The fifth Tashkent International Investment Forum closed on 18 June after three days built around a EUR 75 billion project pipeline, the Foreign Investors Council plenary and a run of bilateral meetings. The final tally of agreements signed at this edition had not been published by Friday morning, leaving last year's $30.5 billion as the standing benchmark. Forums of this kind usually release the closing figure within days, and CAW will update when it lands.
A different figure is the more useful one. Investment minister Laziz Kudratov said Uzbekistan absorbed about EUR39 billion in actual investment in 2025, and that roughly 35% of projects signed at earlier forums are already in implementation. That conversion rate, the share of memoranda that become real projects, is the question this desk has put to every forum story this week. A 35% rate is neither trivial nor transformational; it is the honest middle, and it is the number returning investors will weigh against the next round of pledges.
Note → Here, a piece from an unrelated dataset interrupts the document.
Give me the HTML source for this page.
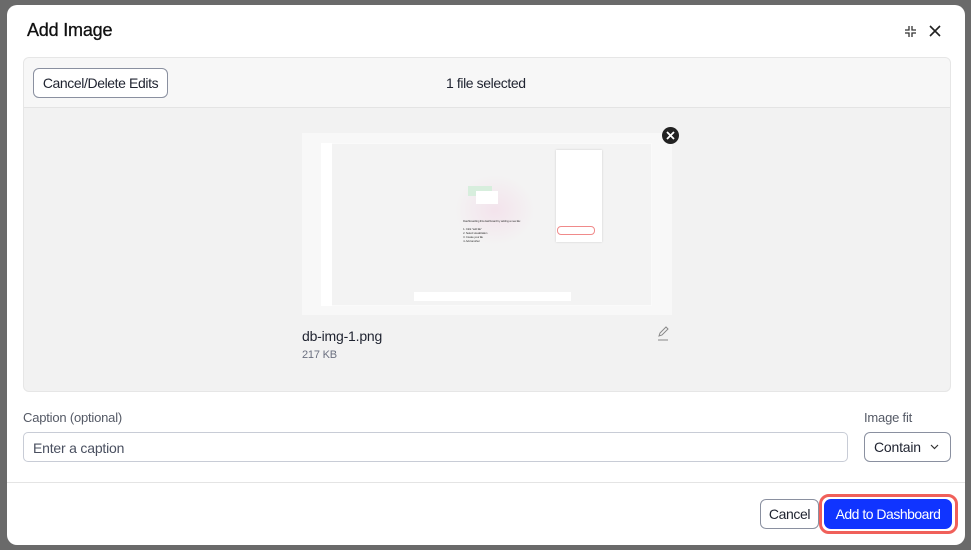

About 35% of projects signed at earlier forums are in implementation. That rate, not the headline pledge, is the measure.
The institutional follow-through is where the rest is decided. Officials say a reform roadmap was adopted at the Foreign Investors Council, and the legislation establishing the Tashkent International Financial Centre is expected before the end of June, along with a revised Special Economic Zones law and rules for venture and private-equity instruments. These are the mechanisms that move a deal from signature to construction. Whether they clear on schedule is the test of how much of this week's pitch becomes capital.
Uzbekistan's week was loud and largely successful on its own terms: a head-of-state plenary, Germany's president in the room, a London listing, a World Cup goal for atmosphere. The conversion rate is the quiet reminder that the work starts after the forum empties. Tashkent has built the best investment showcase in the region. The next year decides what it was worth.